Market analysts project that annual hydrogen demand could exceed 200 million tonnes by 2050 if decarbonization pathways remain on track, with a substantial share supplied by green methods. Cumulative investment requirements for production, storage and distribution are estimated in the trillions of dollars, underscoring the scale of the industrial transformation underway.

Financing that scale will require a blend of public subsidies, private equity, debt from institutional lenders and innovative mechanisms such as green‑hydrogen‑linked bonds. Effective risk allocation—placing technology performance risk with manufacturers, construction risk with EPC contractors and market risk with offtakers—will be crucial to achieving bankable projects at scale.

Obstacles remain, notably the current cost gap between green hydrogen and incumbent grey hydrogen in many markets, the need for clear and stable regulatory frameworks, and the challenge of securing sufficient renewable power at competitive prices. Addressing these barriers demands coordinated action among policymakers, utilities, technology providers and end‑users.
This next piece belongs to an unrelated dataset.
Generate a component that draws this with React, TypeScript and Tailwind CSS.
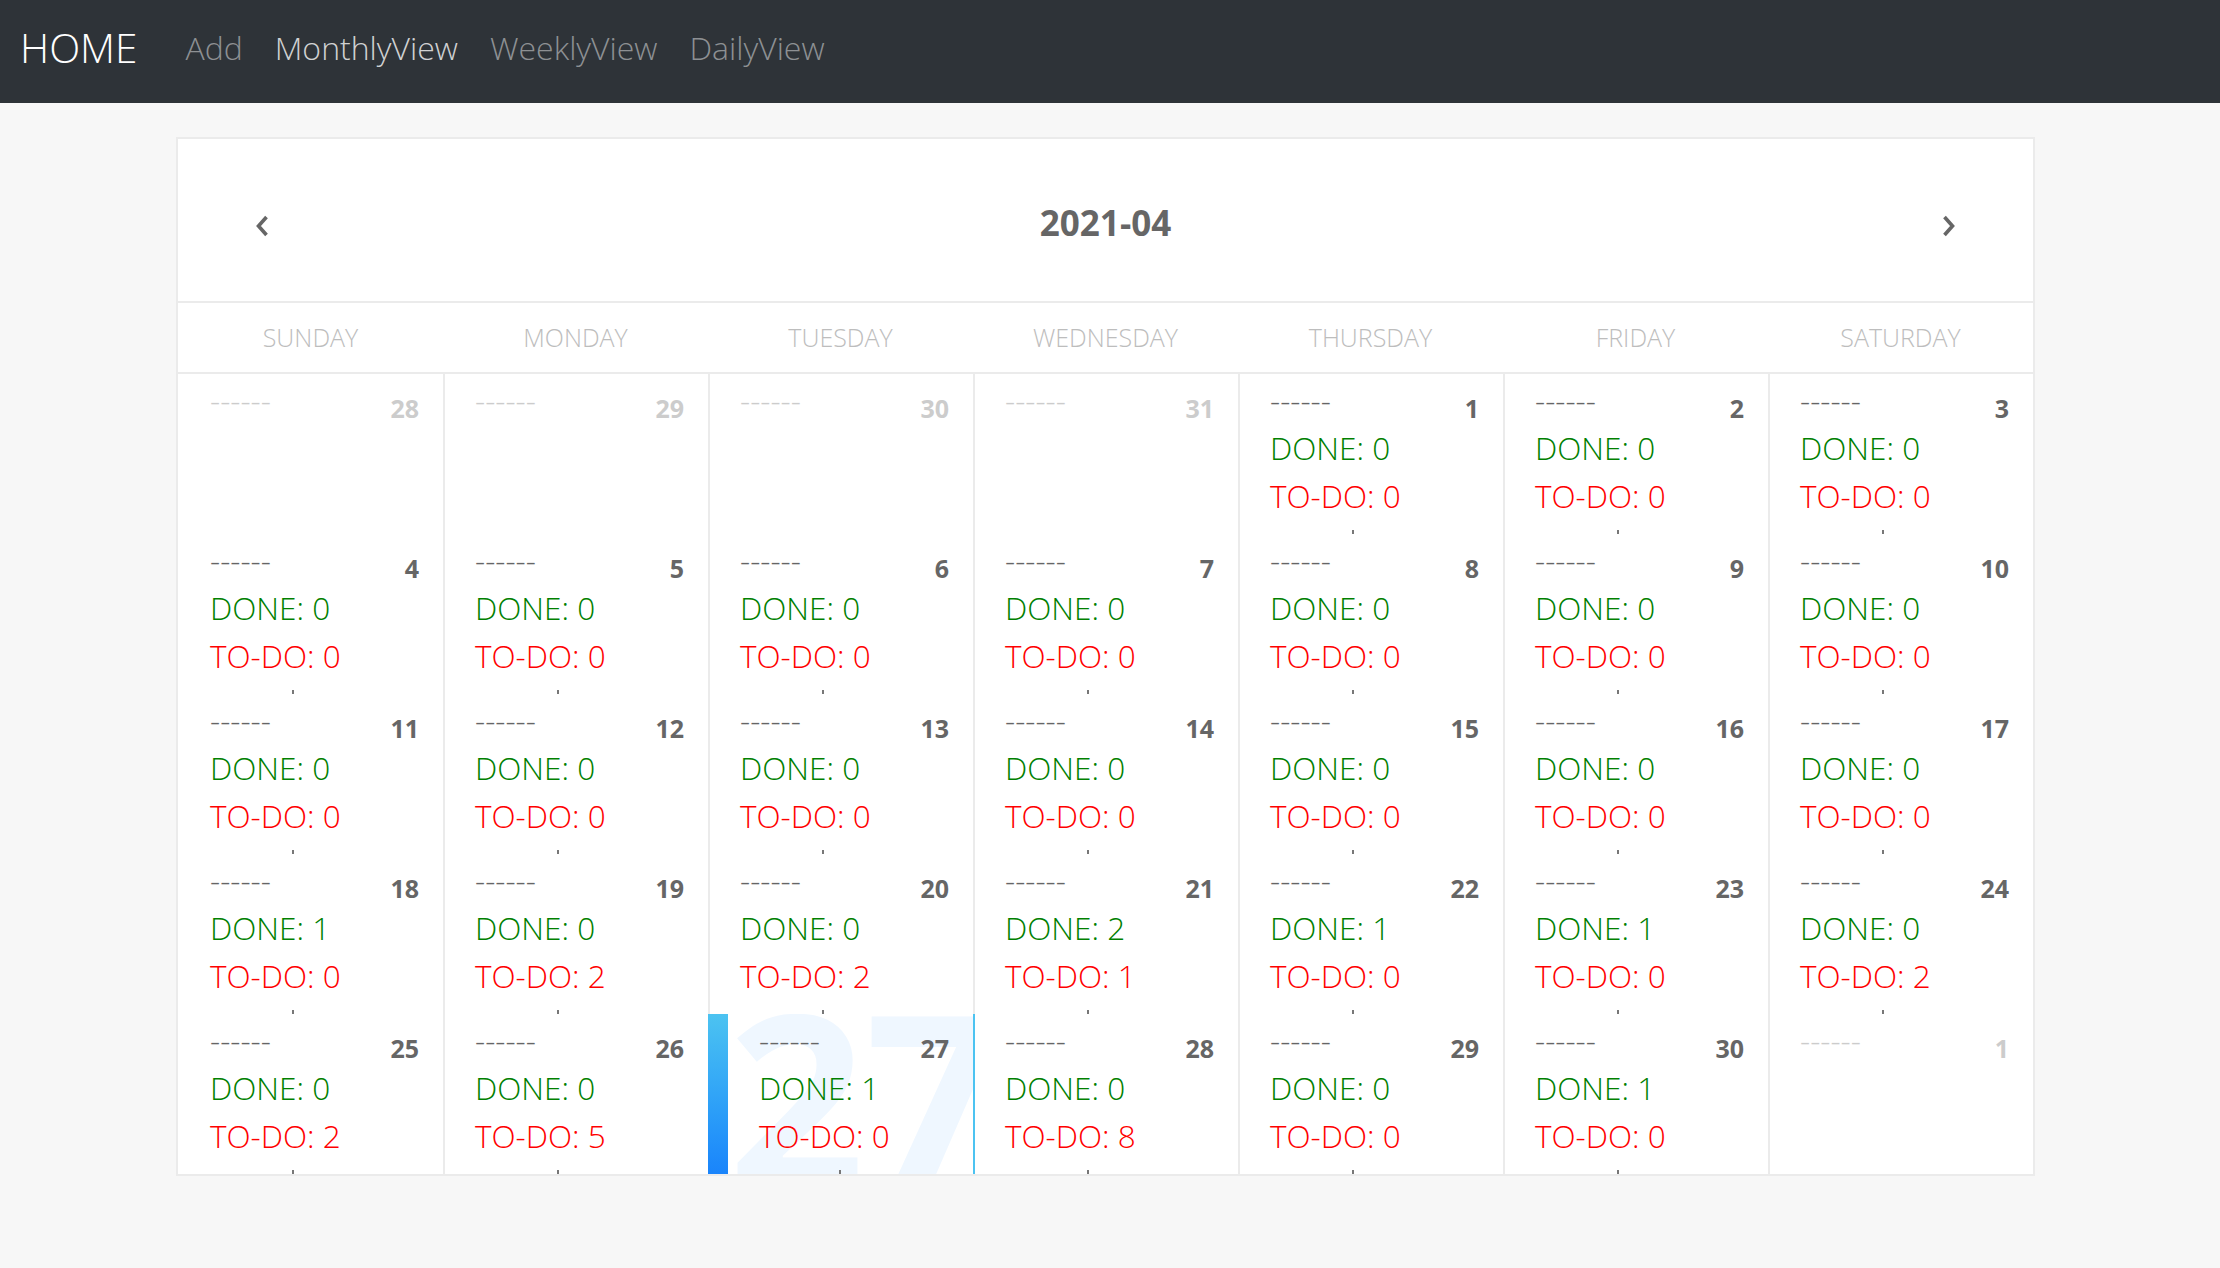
type Day = {
  n: number;
  done?: number;
  todo?: number;
  other?: boolean;
  today?: boolean;
};

const weekdays = ['SUNDAY', 'MONDAY', 'TUESDAY', 'WEDNESDAY', 'THURSDAY', 'FRIDAY', 'SATURDAY'];

const weeks: Day[][] = [
  [
    { n: 28, other: true },
    { n: 29, other: true },
    { n: 30, other: true },
    { n: 31, other: true },
    { n: 1, done: 0, todo: 0 },
    { n: 2, done: 0, todo: 0 },
    { n: 3, done: 0, todo: 0 },
  ],
  [4, 5, 6, 7, 8, 9, 10].map((n) => ({ n, done: 0, todo: 0 })),
  [11, 12, 13, 14, 15, 16, 17].map((n) => ({ n, done: 0, todo: 0 })),
  [
    { n: 18, done: 1, todo: 0 },
    { n: 19, done: 0, todo: 2 },
    { n: 20, done: 0, todo: 2 },
    { n: 21, done: 2, todo: 1 },
    { n: 22, done: 1, todo: 0 },
    { n: 23, done: 1, todo: 0 },
    { n: 24, done: 0, todo: 2 },
  ],
  [
    { n: 25, done: 0, todo: 2 },
    { n: 26, done: 0, todo: 5 },
    { n: 27, done: 1, todo: 0, today: true },
    { n: 28, done: 0, todo: 8 },
    { n: 29, done: 0, todo: 0 },
    { n: 30, done: 1, todo: 0 },
    { n: 1, other: true },
  ],
];

function Chevron({ dir }: { dir: 'left' | 'right' }) {
  return (
    <svg width="16" height="24" viewBox="0 0 16 24" fill="none" className="mt-[6px]">
      <polyline
        points={dir === 'left' ? '12.5,3 4.5,12 12.5,21' : '3.5,3 11.5,12 3.5,21'}
        stroke="#666"
        strokeWidth="3.6"
        strokeLinejoin="miter"
      />
    </svg>
  );
}

function Cell({ day, first }: { day: Day; first: boolean }) {
  const muted = day.other;
  let border = 'border-l-2 border-[#ebebeb]';
  if (first) border = 'border-l-2 border-white';
  if (day.today) border = 'border-l-0';

  return (
    <div className={`relative h-[160px] ${border}`}>
      {day.today && (
        <>
          <div className="absolute inset-0 overflow-hidden">
            <div className="absolute left-0 top-0 bottom-0 w-[20px] bg-gradient-to-b from-[#4cc3f1] to-[#1a84fb]" />
            <div
              aria-hidden="true"
              className="absolute left-[20px] top-[-39px] text-[240px] leading-none font-bold text-[#eff7ff] select-none"
            >
              {day.n}
            </div>
          </div>
          <div className="absolute right-[-2px] top-0 bottom-0 w-[2px] bg-[#4cc3f1] z-10" />
        </>
      )}
      <div className={`relative pt-[2px] pr-[24px] ${day.today ? 'pl-[51px]' : 'pl-[30px]'}`}>
        <div className="flex justify-between items-start">
          <span className={`text-[31.5px] leading-[48px] font-light ${muted ? 'text-[#cccccc]' : 'text-[#666666]'}`}>
            ------
          </span>
          <span className={`mt-[20px] text-[25px] leading-none font-bold ${muted ? 'text-[#cccccc]' : 'text-[#666666]'}`}>
            {day.n}
          </span>
        </div>
        {!muted && (
          <>
            <div className="text-[31.5px] leading-[48px] font-light text-[#008000]">DONE: {day.done}</div>
            <div className="text-[31.5px] leading-[48px] font-light text-[#ff0000]">TO-DO: {day.todo}</div>
          </>
        )}
      </div>
      {!muted && (
        <div className={`absolute bottom-0 w-[2px] h-[4px] bg-[#777777] ${day.today ? 'left-[131px]' : 'left-[112px]'}`} />
      )}
    </div>
  );
}

export default function App() {
  return (
    <div className="min-h-screen bg-[#f7f7f7]" style={{ fontFamily: '"Open Sans", "Noto Sans", sans-serif' }}>
      <nav className="h-[103px] bg-[#2e3338] flex items-center pl-[20px] pb-[7px]">
        <span className="text-[40.5px] font-light text-white mr-[32px]">HOME</span>
        <span className="px-[16px] text-[32px] font-light text-[#8d9093]">Add</span>
        <span className="px-[16px] text-[32px] font-light text-[#d0d1d2]">MonthlyView</span>
        <span className="px-[16px] text-[32px] font-light text-[#8d9093]">WeeklyView</span>
        <span className="px-[16px] text-[32px] font-light text-[#8d9093]">DailyView</span>
      </nav>

      <div className="w-[1859px] ml-[176px] mt-[34px] bg-white border-2 border-[#ebebeb]">
        <div className="h-[164px] border-b-2 border-[#ebebeb] flex items-center justify-between px-[76px] pt-[6px]">
          <Chevron dir="left" />
          <h1 className="text-[35px] font-bold text-[#666666]">2021-04</h1>
          <Chevron dir="right" />
        </div>

        <div className="grid grid-cols-7 h-[71px] border-b-2 border-[#ebebeb]">
          {weekdays.map((w) => (
            <div key={w} className="flex items-center justify-center text-[25px] font-light text-[#bdbdbd]">
              {w}
            </div>
          ))}
        </div>

        <div className="grid grid-cols-7">
          {weeks.map((week, wi) =>
            week.map((day, di) => <Cell key={`${wi}-${di}`} day={day} first={di === 0} />)
          )}
        </div>
      </div>
    </div>
  );
}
Historical trends suggest that as cumulative electrolyzer capacity doubles, capital costs fall by roughly a fifth and operating expenditures improve through better control strategies and reduced degradation. If these learning rates hold, the levelized cost of green hydrogen could reach parity with grey hydrogen in the 2030‑2035 timeframe for regions with low‑cost renewables.

Continued research and development will accelerate that trajectory. Advances in catalyst materials, membrane durability and high‑temperature electrolysis promise higher efficiencies and longer lifetimes, while manufacturing innovations such as roll‑to‑roll coating and automated stack assembly aim to drive down unit costs. Public‑private partnerships and demonstration programs are key venues for translating lab breakthroughs into field‑ready hardware.

For energy companies, the message is clear: investing in green hydrogen today positions them to supply the low‑carbon molecules that heavy industry, transport and power systems will need tomorrow. For policymakers, crafting stable, transparent incentives that reward genuine additionality will unlock private capital and ensure that public funds generate maximum decarbonization per dollar spent.

The chapters that follow dissect the technical components, economic models and policy instruments that turn this vision into reality, walking the reader from the fundamentals of water splitting to the intricacies of project finance and the lessons gleaned from the first commercial plants. With that foundation in place, the path from pilot demonstrations to industrial‑scale deployment becomes a navigable roadmap rather than a leap of faith.